Breaking news: Putin declared winner of 2018 elections.
— Garry Kasparov (@Kasparov63) September 19, 2013
« Son frère est détenu en otage »
Mais le parcours jusqu’à la présidentielle est semé d’embûches. Alexeï Navalny a déjà fait l’objet de plusieurs accusations de détournement de fonds dont l’une lui a valu une condamnation à 5 ans de prison, peine commuée en sursis en appel. Son frère, Oleg Navalny, s’est fait condamner fin 2014 pour délit financier dans une affaire concernant la filiale russe d’Yves Rocher.« Il y a beaucoup de cas où des activistes sont jetés en prison pour des motifs purement politiques », rappelle Vladimir Achourkov.
« Il est évident aujourd’hui que le frère de Navalny, qui purge une peine de 3 ans et demi pour un crime qu’il n’a pas commis, est détenu en tant qu’otage. Les autorités essayent ainsi de soumettre Navalny et de contrôler ses activités.«
On se rappelle encore le cas de Boris Nemtsov dont les circonstances d’assassinat ne sont toujours pas claires. Comme le décrit Achourkov, la bataille d’Alexeï Navalny pèse dangereusement sur sa vie.

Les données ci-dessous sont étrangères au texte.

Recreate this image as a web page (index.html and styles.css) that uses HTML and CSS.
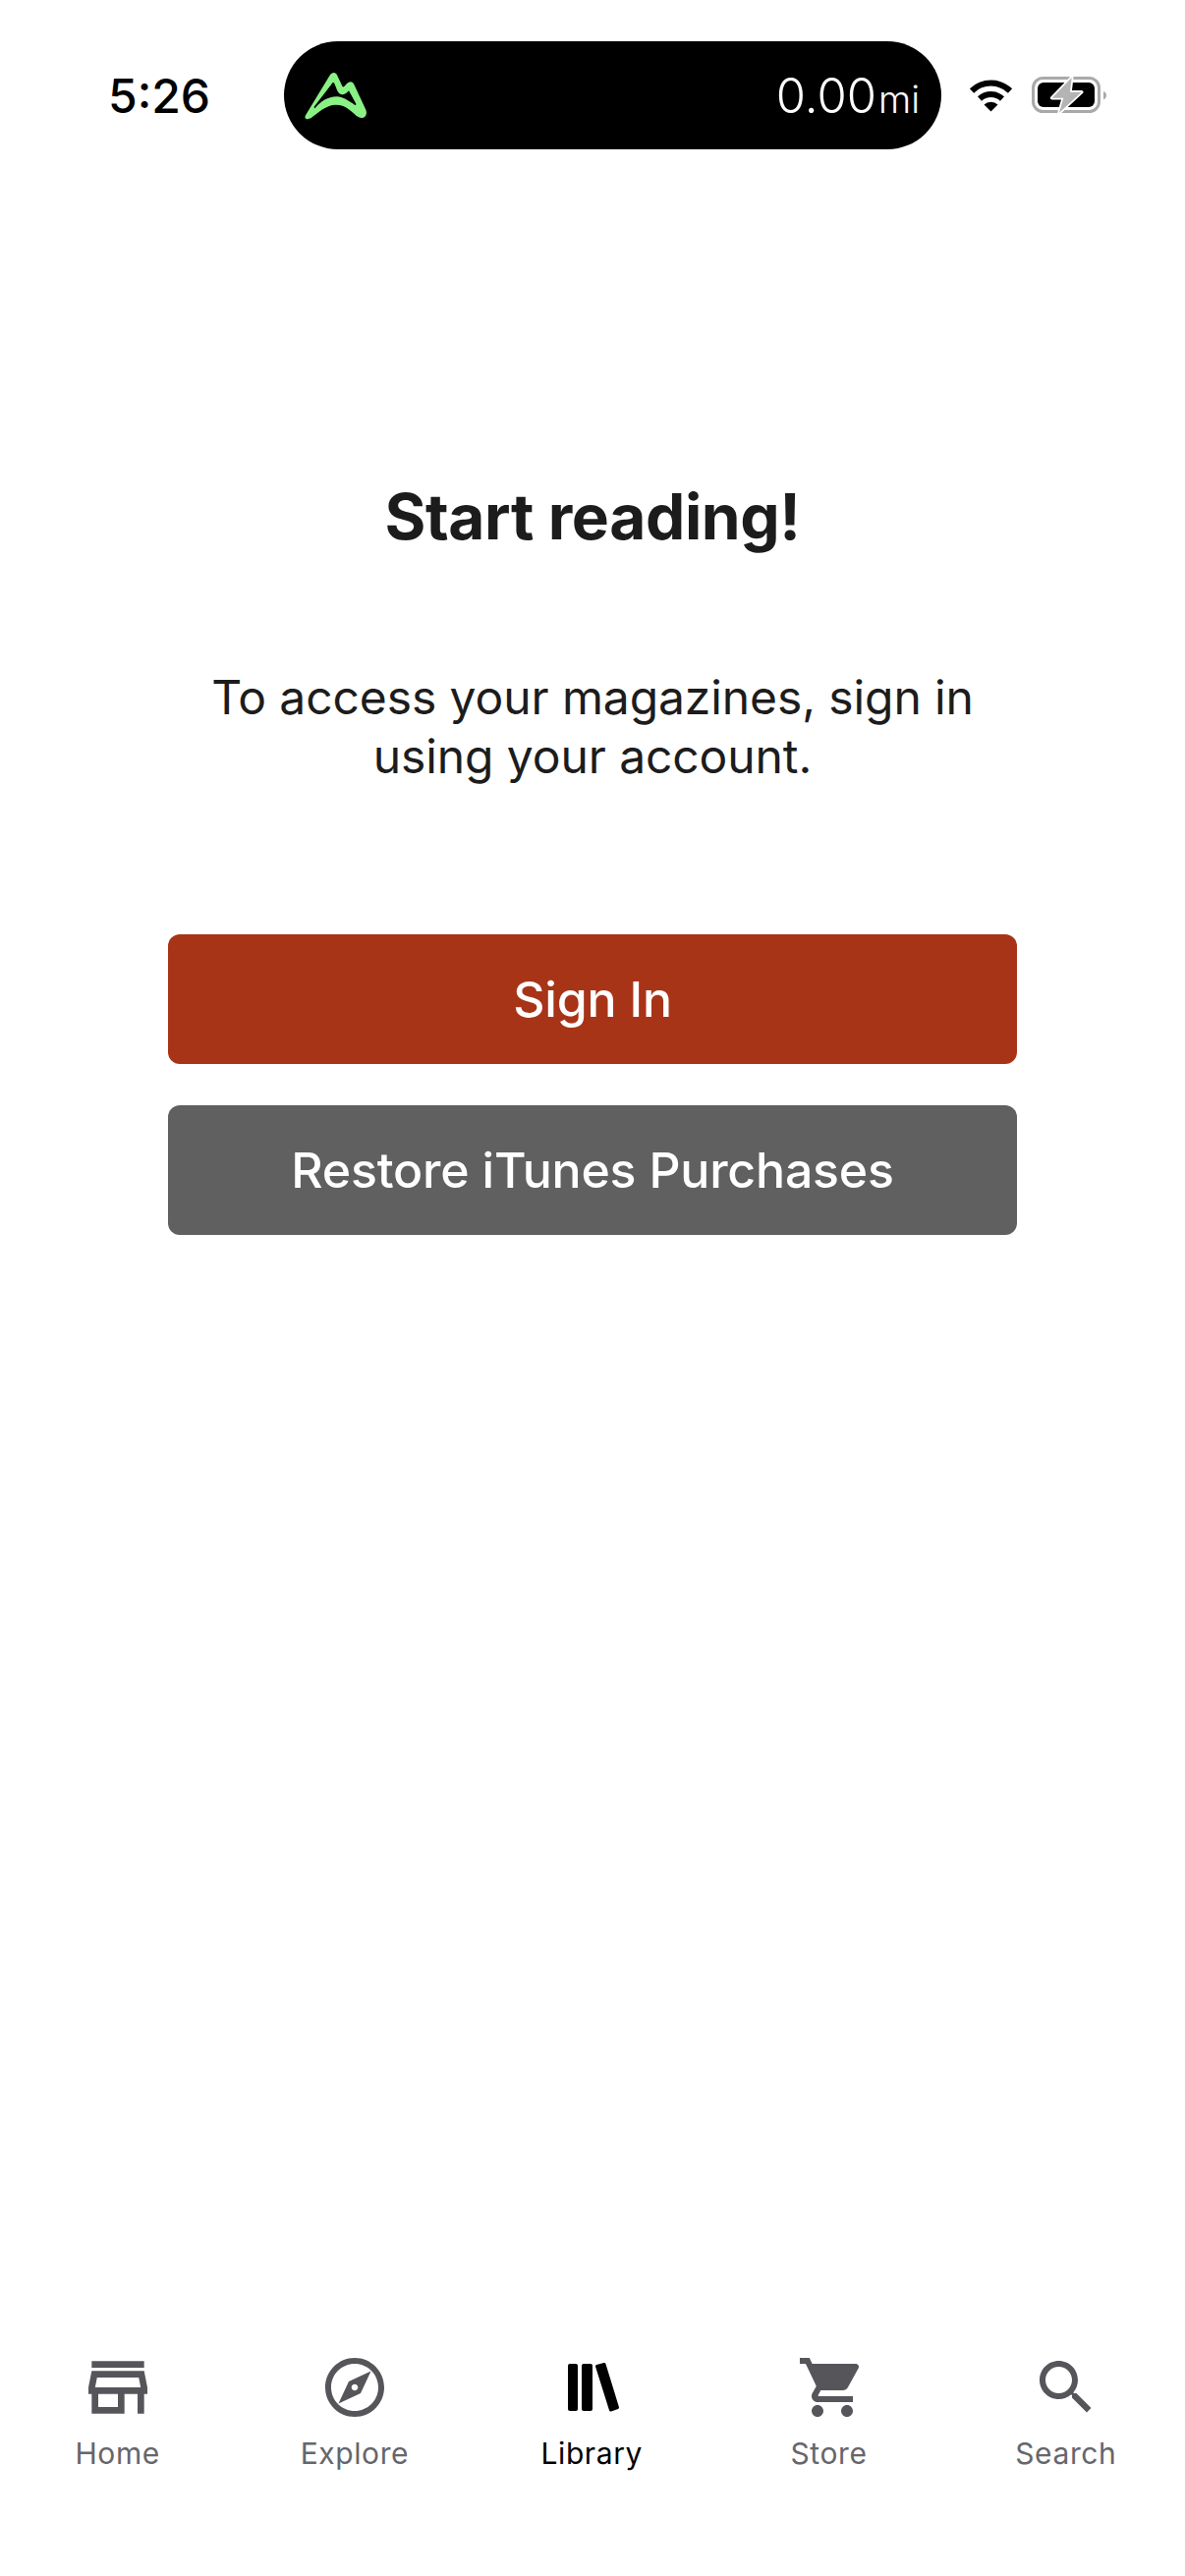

« Alexeï a souffert de nombreuses attaques personnelles, la dernière ayant mené à la perte de vision quasi-totale de l’un de ses yeux. C’est évident qu’il encourt un danger tangible en restant en Russie.«
Talon d’Achille ou bouclier, le statut de Navalny pourrait plutôt faire de lui un martyr. Vladimir Achourkov, en revanche, a du se réfugier au Royaume-Uni lorsqu’il a été accusé de détournement de fonds, une affaire qu’il dénonce comme étant montée de toute pièce. Aujourd’hui, il attend que la situation s’améliore pour pouvoir rentrer en Russie.